What you will do: Look over the lines below. Report each one that includes the string "components".

━━━ Data section ━━━

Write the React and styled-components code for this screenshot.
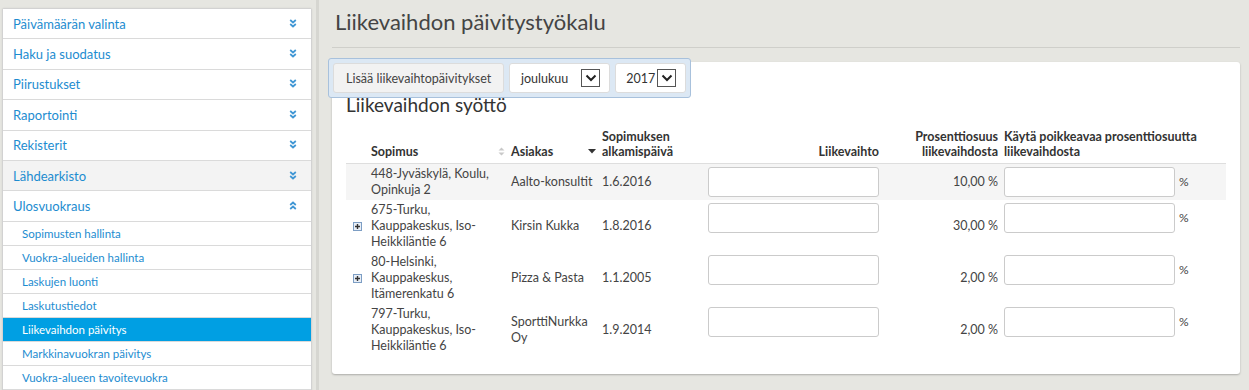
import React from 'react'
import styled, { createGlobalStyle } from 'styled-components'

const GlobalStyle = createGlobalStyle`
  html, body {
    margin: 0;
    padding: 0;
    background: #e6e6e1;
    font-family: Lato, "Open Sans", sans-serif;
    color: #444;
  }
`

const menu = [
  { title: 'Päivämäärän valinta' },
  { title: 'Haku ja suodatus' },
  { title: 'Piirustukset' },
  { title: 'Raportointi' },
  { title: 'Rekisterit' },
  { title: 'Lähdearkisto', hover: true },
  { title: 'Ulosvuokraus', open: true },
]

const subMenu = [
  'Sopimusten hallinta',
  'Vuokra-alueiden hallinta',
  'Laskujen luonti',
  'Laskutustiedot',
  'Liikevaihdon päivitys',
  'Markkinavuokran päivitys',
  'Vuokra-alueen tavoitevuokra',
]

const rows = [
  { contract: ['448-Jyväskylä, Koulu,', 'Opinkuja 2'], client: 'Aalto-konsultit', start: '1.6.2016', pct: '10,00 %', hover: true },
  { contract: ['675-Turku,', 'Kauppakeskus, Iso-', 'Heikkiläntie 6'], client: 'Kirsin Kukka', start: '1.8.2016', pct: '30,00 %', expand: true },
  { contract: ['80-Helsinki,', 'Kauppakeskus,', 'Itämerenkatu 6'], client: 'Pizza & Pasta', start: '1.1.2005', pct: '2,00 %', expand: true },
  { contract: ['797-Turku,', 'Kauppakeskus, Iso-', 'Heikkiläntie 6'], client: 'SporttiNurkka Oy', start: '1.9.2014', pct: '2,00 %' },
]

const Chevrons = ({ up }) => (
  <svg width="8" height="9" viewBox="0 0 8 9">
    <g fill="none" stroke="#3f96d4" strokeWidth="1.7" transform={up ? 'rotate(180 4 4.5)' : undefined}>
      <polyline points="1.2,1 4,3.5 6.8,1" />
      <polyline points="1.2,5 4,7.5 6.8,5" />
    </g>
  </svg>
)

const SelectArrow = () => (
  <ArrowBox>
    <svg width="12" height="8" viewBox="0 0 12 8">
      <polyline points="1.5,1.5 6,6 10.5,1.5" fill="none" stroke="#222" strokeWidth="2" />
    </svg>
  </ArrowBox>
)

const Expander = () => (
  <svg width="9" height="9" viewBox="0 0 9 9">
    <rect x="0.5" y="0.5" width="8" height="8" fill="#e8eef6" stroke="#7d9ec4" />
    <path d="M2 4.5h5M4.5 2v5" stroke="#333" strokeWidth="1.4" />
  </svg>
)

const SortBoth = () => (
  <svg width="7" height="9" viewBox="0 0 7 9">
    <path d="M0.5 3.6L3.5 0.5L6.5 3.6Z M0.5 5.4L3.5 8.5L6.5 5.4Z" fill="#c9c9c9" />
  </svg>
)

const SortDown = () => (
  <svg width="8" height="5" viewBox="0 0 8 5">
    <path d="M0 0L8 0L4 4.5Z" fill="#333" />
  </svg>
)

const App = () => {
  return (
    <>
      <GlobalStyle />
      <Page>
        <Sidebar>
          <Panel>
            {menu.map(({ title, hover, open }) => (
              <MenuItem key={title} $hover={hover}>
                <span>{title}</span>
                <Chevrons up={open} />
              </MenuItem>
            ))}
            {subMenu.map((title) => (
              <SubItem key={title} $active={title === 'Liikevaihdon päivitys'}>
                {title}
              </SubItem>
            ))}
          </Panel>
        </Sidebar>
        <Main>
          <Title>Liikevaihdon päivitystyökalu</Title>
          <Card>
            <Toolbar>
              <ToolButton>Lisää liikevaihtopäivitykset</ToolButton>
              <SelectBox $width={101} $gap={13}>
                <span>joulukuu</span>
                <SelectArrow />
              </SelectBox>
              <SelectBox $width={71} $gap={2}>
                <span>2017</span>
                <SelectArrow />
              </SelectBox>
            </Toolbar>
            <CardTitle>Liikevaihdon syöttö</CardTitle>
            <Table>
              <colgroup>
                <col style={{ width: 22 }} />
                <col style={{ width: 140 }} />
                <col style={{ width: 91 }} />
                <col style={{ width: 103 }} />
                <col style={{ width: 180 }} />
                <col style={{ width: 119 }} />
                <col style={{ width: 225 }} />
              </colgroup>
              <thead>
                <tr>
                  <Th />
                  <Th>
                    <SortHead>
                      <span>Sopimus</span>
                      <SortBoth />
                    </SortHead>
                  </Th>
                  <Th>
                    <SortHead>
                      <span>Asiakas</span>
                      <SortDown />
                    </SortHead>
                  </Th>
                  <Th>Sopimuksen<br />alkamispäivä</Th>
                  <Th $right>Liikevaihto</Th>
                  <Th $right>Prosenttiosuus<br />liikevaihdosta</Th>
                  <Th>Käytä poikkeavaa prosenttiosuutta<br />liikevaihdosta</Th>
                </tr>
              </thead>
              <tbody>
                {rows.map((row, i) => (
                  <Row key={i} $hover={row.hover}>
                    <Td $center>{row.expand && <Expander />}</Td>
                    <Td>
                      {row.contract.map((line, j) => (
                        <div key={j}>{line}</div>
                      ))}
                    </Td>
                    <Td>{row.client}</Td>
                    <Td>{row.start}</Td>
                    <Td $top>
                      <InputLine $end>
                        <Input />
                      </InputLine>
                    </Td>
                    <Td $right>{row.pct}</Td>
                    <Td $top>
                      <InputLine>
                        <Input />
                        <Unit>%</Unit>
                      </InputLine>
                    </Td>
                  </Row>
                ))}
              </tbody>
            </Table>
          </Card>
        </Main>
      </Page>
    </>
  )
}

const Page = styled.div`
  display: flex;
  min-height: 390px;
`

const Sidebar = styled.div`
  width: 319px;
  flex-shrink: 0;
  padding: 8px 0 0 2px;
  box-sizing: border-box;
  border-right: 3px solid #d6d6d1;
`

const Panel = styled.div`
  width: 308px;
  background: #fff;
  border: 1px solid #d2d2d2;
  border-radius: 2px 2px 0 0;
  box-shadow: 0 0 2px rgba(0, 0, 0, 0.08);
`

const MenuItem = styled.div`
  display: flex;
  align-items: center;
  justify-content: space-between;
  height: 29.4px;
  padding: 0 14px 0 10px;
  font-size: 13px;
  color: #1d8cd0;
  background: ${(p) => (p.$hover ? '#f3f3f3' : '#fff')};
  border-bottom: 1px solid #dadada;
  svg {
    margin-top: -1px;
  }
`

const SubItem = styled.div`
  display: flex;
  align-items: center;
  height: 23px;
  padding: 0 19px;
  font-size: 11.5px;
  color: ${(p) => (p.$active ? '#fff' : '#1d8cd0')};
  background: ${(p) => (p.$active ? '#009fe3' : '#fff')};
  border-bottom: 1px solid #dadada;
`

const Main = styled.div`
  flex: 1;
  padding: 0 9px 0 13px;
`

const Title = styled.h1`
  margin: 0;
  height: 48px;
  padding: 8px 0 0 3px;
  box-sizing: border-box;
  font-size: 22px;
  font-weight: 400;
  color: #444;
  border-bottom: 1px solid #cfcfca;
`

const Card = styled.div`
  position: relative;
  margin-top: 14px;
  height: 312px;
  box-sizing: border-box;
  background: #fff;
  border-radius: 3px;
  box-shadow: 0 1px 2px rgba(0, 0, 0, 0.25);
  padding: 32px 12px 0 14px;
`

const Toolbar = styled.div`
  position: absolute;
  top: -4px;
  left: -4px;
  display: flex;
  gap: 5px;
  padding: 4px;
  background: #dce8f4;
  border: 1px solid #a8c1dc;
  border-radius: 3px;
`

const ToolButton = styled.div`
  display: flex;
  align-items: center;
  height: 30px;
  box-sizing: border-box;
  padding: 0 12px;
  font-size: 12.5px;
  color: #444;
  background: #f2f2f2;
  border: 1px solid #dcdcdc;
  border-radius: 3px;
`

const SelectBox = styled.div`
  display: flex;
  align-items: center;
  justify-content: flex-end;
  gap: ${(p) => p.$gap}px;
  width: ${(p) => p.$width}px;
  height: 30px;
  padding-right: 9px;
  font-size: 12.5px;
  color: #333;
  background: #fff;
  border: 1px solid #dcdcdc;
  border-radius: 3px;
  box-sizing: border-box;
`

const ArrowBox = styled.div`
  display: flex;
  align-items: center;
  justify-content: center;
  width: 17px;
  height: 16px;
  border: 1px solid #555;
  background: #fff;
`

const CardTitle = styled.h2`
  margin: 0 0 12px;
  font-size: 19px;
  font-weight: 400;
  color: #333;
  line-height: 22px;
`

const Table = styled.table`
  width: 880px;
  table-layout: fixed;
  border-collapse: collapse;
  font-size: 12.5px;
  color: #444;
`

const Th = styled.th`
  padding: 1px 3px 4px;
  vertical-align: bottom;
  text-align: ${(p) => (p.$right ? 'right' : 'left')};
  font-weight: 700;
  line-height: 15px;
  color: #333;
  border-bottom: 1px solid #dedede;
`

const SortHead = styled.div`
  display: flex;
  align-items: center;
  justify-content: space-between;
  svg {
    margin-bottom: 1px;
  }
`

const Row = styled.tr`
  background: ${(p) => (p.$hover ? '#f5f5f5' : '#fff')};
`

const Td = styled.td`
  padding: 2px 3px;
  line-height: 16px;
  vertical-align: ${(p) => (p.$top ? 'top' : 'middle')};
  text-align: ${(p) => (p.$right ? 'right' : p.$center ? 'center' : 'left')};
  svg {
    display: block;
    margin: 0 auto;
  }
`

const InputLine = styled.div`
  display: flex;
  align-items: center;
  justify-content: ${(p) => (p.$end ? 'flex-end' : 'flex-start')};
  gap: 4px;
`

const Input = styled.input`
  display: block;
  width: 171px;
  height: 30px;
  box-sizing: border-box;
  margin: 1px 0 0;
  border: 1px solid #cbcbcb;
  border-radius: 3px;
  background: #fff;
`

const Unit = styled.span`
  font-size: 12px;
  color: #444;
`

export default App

━━━

Correct output:
Write the React and styled-components code for this screenshot.
import styled, { createGlobalStyle } from 'styled-components'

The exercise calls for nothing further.